>>>>>

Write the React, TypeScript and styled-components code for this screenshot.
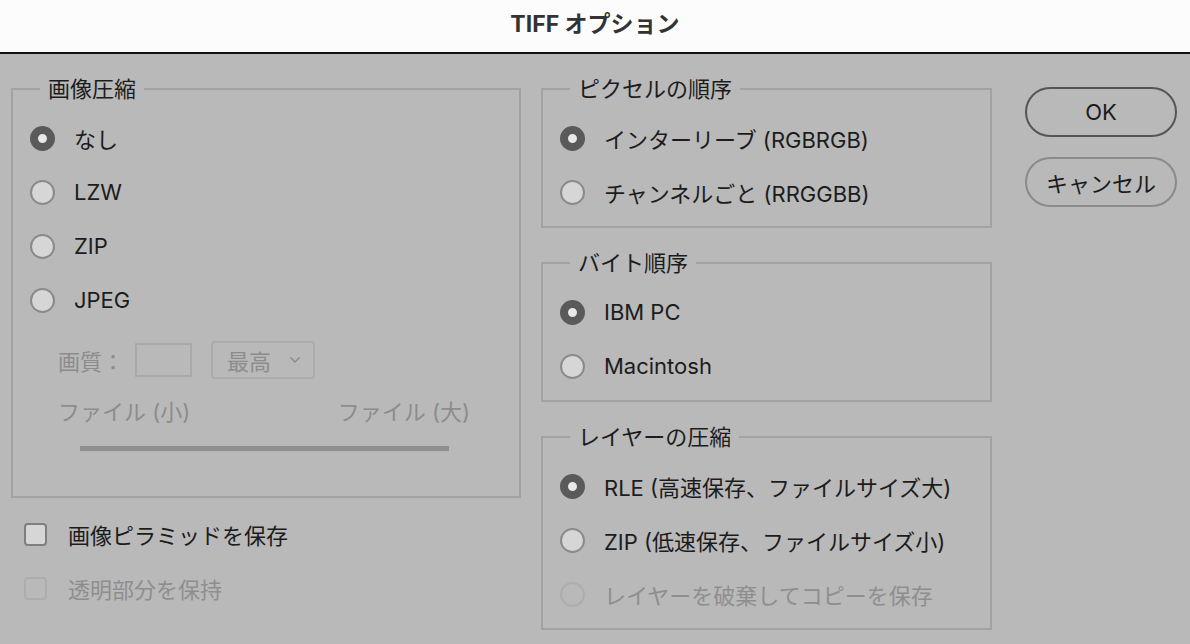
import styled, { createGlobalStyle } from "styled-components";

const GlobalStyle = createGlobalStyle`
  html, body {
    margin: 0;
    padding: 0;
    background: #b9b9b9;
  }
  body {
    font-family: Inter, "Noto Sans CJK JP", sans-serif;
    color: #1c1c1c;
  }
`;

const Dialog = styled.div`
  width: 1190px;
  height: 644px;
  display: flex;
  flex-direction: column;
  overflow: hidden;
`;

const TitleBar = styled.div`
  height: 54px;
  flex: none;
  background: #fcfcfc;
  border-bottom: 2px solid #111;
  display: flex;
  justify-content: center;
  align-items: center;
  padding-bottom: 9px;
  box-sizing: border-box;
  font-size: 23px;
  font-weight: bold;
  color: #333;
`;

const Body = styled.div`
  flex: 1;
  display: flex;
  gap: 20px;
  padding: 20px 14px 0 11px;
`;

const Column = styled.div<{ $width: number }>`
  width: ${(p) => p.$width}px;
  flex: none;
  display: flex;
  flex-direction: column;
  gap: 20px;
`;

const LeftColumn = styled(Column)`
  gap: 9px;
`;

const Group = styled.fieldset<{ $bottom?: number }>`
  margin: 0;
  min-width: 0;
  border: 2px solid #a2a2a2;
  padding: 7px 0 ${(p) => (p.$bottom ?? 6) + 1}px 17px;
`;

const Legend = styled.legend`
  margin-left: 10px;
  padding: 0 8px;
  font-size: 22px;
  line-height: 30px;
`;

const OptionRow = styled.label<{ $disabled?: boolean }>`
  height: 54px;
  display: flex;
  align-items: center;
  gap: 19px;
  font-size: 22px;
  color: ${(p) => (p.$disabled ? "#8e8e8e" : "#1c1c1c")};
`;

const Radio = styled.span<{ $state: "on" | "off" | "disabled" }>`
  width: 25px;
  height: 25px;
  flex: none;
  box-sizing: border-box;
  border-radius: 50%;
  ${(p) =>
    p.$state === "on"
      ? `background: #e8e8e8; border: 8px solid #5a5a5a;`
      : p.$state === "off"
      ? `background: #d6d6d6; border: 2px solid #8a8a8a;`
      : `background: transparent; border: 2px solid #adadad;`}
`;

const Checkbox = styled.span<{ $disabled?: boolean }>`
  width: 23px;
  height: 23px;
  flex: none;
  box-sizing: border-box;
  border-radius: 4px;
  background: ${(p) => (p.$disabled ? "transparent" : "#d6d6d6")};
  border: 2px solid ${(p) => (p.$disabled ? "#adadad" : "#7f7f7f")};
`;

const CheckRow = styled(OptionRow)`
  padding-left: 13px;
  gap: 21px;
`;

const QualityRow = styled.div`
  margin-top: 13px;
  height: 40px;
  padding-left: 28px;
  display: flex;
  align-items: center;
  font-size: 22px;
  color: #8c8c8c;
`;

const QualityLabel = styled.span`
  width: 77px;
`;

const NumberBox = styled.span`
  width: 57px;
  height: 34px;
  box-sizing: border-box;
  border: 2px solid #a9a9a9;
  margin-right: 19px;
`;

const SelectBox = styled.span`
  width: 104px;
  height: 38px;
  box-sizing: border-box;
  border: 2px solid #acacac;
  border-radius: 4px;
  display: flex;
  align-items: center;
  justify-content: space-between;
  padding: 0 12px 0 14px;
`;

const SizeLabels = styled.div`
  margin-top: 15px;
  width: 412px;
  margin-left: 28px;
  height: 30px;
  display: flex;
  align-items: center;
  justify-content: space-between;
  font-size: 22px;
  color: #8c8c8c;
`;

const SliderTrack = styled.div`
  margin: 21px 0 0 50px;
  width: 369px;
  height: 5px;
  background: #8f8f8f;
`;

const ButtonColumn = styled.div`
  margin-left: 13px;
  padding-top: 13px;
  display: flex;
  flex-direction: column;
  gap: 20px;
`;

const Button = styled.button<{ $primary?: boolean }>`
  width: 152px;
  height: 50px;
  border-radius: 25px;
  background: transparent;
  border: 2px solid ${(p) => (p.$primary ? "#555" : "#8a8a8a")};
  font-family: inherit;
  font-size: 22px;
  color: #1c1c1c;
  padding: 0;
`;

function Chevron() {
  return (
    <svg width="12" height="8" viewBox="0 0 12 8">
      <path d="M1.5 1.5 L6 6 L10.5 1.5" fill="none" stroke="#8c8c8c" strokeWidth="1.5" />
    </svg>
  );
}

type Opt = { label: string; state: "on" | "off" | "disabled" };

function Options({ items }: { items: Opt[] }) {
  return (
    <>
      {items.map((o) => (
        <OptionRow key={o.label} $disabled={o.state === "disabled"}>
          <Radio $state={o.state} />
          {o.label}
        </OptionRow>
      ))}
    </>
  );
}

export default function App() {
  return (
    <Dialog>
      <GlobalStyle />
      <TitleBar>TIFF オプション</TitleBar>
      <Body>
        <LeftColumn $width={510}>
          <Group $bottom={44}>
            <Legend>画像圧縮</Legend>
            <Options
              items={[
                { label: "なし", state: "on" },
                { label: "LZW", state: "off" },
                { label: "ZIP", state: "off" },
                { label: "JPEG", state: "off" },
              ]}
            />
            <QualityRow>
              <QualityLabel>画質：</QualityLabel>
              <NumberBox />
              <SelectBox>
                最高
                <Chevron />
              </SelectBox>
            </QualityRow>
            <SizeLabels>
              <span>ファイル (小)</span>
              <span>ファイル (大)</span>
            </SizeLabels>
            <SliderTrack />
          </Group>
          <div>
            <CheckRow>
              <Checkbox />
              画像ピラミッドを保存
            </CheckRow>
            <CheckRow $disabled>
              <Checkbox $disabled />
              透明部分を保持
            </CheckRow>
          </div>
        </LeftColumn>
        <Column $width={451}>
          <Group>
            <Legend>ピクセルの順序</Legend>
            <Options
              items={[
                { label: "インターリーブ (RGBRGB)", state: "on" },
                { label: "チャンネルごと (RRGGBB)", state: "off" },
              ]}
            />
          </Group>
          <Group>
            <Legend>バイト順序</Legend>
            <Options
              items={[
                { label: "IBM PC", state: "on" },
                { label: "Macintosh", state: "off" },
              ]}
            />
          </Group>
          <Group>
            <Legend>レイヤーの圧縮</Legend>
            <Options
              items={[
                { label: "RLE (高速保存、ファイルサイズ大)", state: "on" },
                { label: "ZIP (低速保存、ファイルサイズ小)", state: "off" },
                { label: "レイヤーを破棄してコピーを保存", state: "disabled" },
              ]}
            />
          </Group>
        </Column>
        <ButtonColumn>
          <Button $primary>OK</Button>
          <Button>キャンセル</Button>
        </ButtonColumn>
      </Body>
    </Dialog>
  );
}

<<<<<
>>>>>

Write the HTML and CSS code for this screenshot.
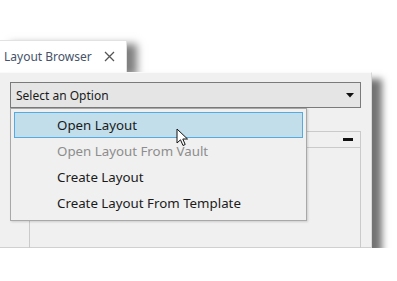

<<<<<

Exercise
Look through the material and copy each line that has "screenshot".

Final answer
Write the React, TypeScript and styled-components code for this screenshot.
Write the HTML and CSS code for this screenshot.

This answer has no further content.